Laws of Refraction of Light
The first law of refraction states that the incident ray, the refracted ray, and the normal at the point of incidence all lie in the same plane. Snell's law states that the ratio of the sine of the angle of incidence to the sine of the angle of refraction is constant for a given pair of media: sin(i) / sin(r) = n2/n1, where n2/n1 is the refractive index of the second medium with respect to the first.
Get to know about Spherical Lenses
Lenses are transparent materials bounded by two surfaces. Convex lenses bulge outwards, while concave lenses curve inwards. Convex lenses are thick in the middle and thin at the edges, while concave lenses are thin in the middle and thick at the edges. Convex lenses converge light rays, while concave lenses diverge them.
Types of Spherical Lenses
Convex lenses are converging, meaning they bring light rays together. Concave lenses are diverging, meaning they spread light rays out.
Terms Related to the Spherical Lenses
Lenses have two spherical surfaces, each with a centre of curvature. The principal axis is an imaginary line passing through these centres. The optical centre is the central point of the lens. Aperture is the effective diameter of the lens, determining how much light it gathers. The principal focus is where parallel rays converge (convex) or appear to diverge from (concave).
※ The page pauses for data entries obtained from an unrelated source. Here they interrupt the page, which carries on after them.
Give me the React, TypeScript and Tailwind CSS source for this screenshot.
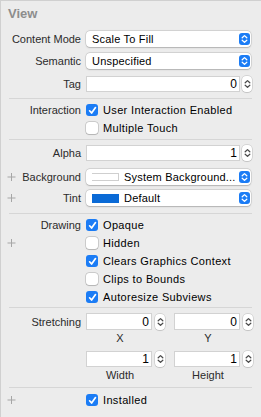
import React from "react";

const FONT = { fontFamily: "'Liberation Sans', Arial, sans-serif" };

function Plus() {
  return (
    <svg className="absolute left-[6px] top-1/2 -translate-y-1/2" width="9" height="9" viewBox="0 0 9 9">
      <path d="M4.5 0.5v8M0.5 4.5h8" stroke="#a6a6a6" strokeWidth="1" />
    </svg>
  );
}

function Chevrons({ color }: { color: string }) {
  return (
    <svg width="7" height="10" viewBox="0 0 7 10" fill="none">
      <path d="M1.2 3.8L3.5 1.6L5.8 3.8M1.2 6.2L3.5 8.4L5.8 6.2" stroke={color} strokeWidth="1.3" strokeLinecap="round" strokeLinejoin="round" />
    </svg>
  );
}

function Stepper() {
  return (
    <div className="w-[10px] h-[16px] shrink-0 rounded-[4px] bg-white shadow-[0_0_0_0.5px_rgba(0,0,0,0.18),0_0.5px_1px_rgba(0,0,0,0.15)] flex items-center justify-center">
      <Chevrons color="#4a4a4a" />
    </div>
  );
}

function Field({ value, className = "" }: { value: string; className?: string }) {
  return (
    <div className={`h-[16px] bg-white shadow-[inset_0_0_0_1px_#d2d2d2] flex items-center justify-end pr-[3px] text-black text-[12px] ${className}`}>
      {value}
    </div>
  );
}

function Popup({ children }: { children: React.ReactNode }) {
  return (
    <div className="h-[16px] mr-[1px] rounded-[4px] bg-white shadow-[0_0_0_0.5px_rgba(0,0,0,0.16),0_0.5px_1.5px_rgba(0,0,0,0.18)] flex items-center pl-[6px] pr-[1px] text-black tracking-[0.2px]">
      <div className="flex-1 flex items-center min-w-0 whitespace-nowrap overflow-hidden">{children}</div>
      <div className="w-[11px] h-[12px] shrink-0 rounded-[3px] bg-[#1b7cf5] flex items-center justify-center">
        <Chevrons color="#ffffff" />
      </div>
    </div>
  );
}

function Check({ on }: { on?: boolean }) {
  return on ? (
    <div className="w-[12px] h-[12px] shrink-0 rounded-[3px] bg-[#1b7cf5] flex items-center justify-center">
      <svg width="9" height="9" viewBox="0 0 9 9" fill="none">
        <path d="M1.6 4.8L3.6 7L7.5 1.6" stroke="white" strokeWidth="1.7" strokeLinecap="round" strokeLinejoin="round" />
      </svg>
    </div>
  ) : (
    <div className="w-[12px] h-[12px] shrink-0 rounded-[3px] bg-white shadow-[0_0_0_0.5px_rgba(0,0,0,0.25),0_0.5px_1px_rgba(0,0,0,0.12)]" />
  );
}

function Row({ label, plus, className = "", children }: { label?: string; plus?: boolean; className?: string; children: React.ReactNode }) {
  return (
    <div className={`flex items-center ${className}`}>
      <div className="relative w-[80px] shrink-0 text-right text-[#2b2b2b] whitespace-nowrap">
        {plus && <Plus />}
        {label}
      </div>
      <div className="ml-[5px] flex-1 min-w-0">{children}</div>
    </div>
  );
}

function CheckRow({ label, text, on, plus }: { label?: string; text: string; on?: boolean; plus?: boolean }) {
  return (
    <Row label={label} plus={plus} className="h-[18px]">
      <div className="flex items-center gap-[5px] text-black whitespace-nowrap tracking-[0.35px]">
        <Check on={on} />
        {text}
      </div>
    </Row>
  );
}

function Divider() {
  return <div className="ml-[8px] h-px bg-[#d6d6d6]" />;
}

export default function App() {
  return (
    <div className="w-[261px] h-[417px] overflow-hidden bg-[#ececec] border-l border-t border-[#d0d0d0] text-[11px] leading-[14px] pr-[9px]" style={FONT}>
      <div className="h-[30px] pl-[7px] pt-[5px] text-[13px] leading-[16px] font-bold text-[#8d8d8d]">View</div>

      <Row label="Content Mode" className="h-[16px]">
        <Popup>Scale To Fill</Popup>
      </Row>
      <Row label="Semantic" className="h-[16px] mt-[6px]">
        <Popup>Unspecified</Popup>
      </Row>
      <Row label="Tag" className="h-[16px] mt-[7px] mb-[6px]">
        <div className="flex items-center gap-[2px]">
          <Field value="0" className="flex-1" />
          <Stepper />
        </div>
      </Row>
      <Divider />

      <div className="py-[2px]">
        <CheckRow label="Interaction" text="User Interaction Enabled" on />
        <CheckRow text="Multiple Touch" />
      </div>
      <Divider />

      <div className="pt-[5px] pb-[7px]">
        <Row label="Alpha" className="h-[16px]">
          <div className="flex items-center gap-[2px]">
            <Field value="1" className="flex-1" />
            <Stepper />
          </div>
        </Row>
        <Row label="Background" plus className="h-[16px] mt-[8px]">
          <Popup>
            <span className="w-[28px] h-[8px] shrink-0 bg-white shadow-[inset_0_0_0_1px_#cfcfcf] mr-[5px] -ml-[1px]" />
            <span>System Background...</span>
          </Popup>
        </Row>
        <Row label="Tint" plus className="h-[16px] mt-[5px]">
          <Popup>
            <span className="w-[28px] h-[9px] shrink-0 bg-[#0a6ad6] mr-[5px] -ml-[1px]" />
            <span>Default</span>
          </Popup>
        </Row>
      </div>
      <Divider />

      <div className="pt-[2px] pb-[1px]">
        <CheckRow label="Drawing" text="Opaque" on />
        <CheckRow plus text="Hidden" />
        <CheckRow text="Clears Graphics Context" on />
        <CheckRow text="Clips to Bounds" />
        <CheckRow text="Autoresize Subviews" on />
      </div>
      <Divider />

      <div className="pt-[5px] pb-[5px]">
        <Row label="Stretching" className="h-[17px]">
          <div className="flex gap-[9px]">
            <div className="flex items-center gap-[3px]">
              <Field value="0" className="w-[66px] h-[17px]" />
              <Stepper />
            </div>
            <div className="flex items-center gap-[3px]">
              <Field value="0" className="w-[66px] h-[17px]" />
              <Stepper />
            </div>
          </div>
        </Row>
        <div className="flex ml-[86px] gap-[22px] h-[14px] mt-[1px] text-[11px] text-[#2b2b2b]">
          <div className="w-[66px] text-center">X</div>
          <div className="w-[66px] text-center">Y</div>
        </div>
        <Row className="h-[16px] mt-[6px]">
          <div className="flex gap-[9px]">
            <div className="flex items-center gap-[3px]">
              <Field value="1" className="w-[66px]" />
              <Stepper />
            </div>
            <div className="flex items-center gap-[3px]">
              <Field value="1" className="w-[66px]" />
              <Stepper />
            </div>
          </div>
        </Row>
        <div className="flex ml-[86px] gap-[22px] h-[14px] mt-[1px] text-[11px] text-[#2b2b2b]">
          <div className="w-[66px] text-center">Width</div>
          <div className="w-[66px] text-center">Height</div>
        </div>
      </div>
      <Divider />

      <div className="pt-[3px] pb-[8px]">
        <CheckRow plus text="Installed" on />
      </div>
      <Divider />
    </div>
  );
}
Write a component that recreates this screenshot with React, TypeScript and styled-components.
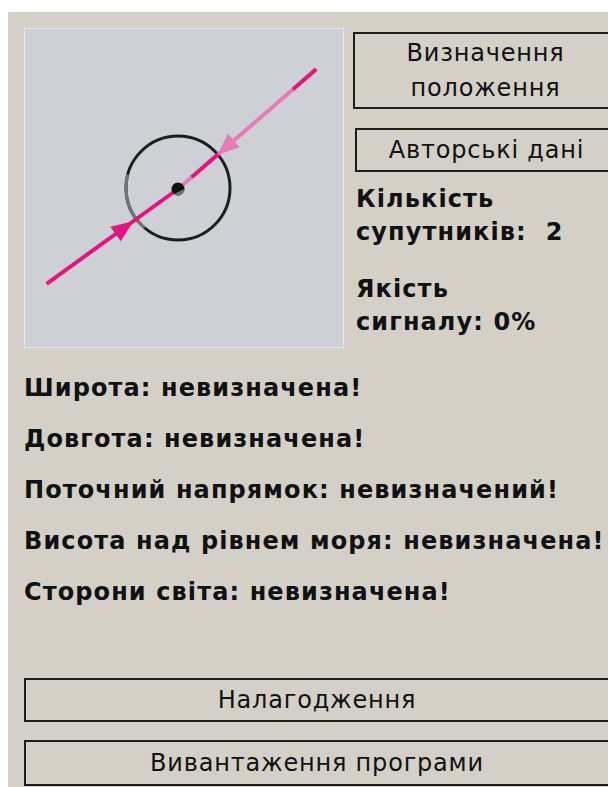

Focal length is the distance from the optical centre to the principal focus.
Image formation by Spherical lenses
To form images with lenses, certain rays are used. A ray passing through the principal focus or a parallel ray will pass through the principal focus after refraction. A ray passing through the optical centre does not deviate.
Image formation by Convex lenses
For convex lenses, when the object is at infinity, the image is formed at the focus, is point-sized, and is real and inverted. When the object is beyond C1, the image is between F2 and C2, is diminished, and is real and inverted. When the object is at C1, the image is at C2, is the same size, and is real and inverted. When the object is between C1 and F1, the image is beyond C2, is enlarged, and is real and inverted. When the object is at F1, the image is at infinity, and is highly enlarged. When the object is between F1 and O, the image is on the same side as the object, is enlarged, and is virtual and erect.
Image formation by Concave lenses
For concave lenses, when the object is at infinity, the image is at F1, is point-sized, and is virtual. When the object is anywhere between the optical centre and infinity, the image is between F1 and O, and is virtual, erect, and diminished.
Lens Formula and Magnification
The lens formula is 1/f = 1/v - 1/u, where f is focal length, v is image distance, and u is object distance. Magnification (m) is the ratio of image height to object height, and is also equal to v/u. Sign conventions are similar to mirrors. For concave lenses, focal length is negative; for convex lenses, it is positive. Object distance is always negative. If magnification is positive, the image is virtual; if negative, the image is real.
Power of lens
Power of a lens is its ability to converge or diverge light rays. A lens with more converging ability has more power and less focal length. Power is the reciprocal of focal length (P = 1/f), measured in diopters (D). For concave lenses, power is negative; for convex lenses, power is positive. Focal length must be in meters when calculating power. When combining lenses, the effective power is the sum of the individual powers.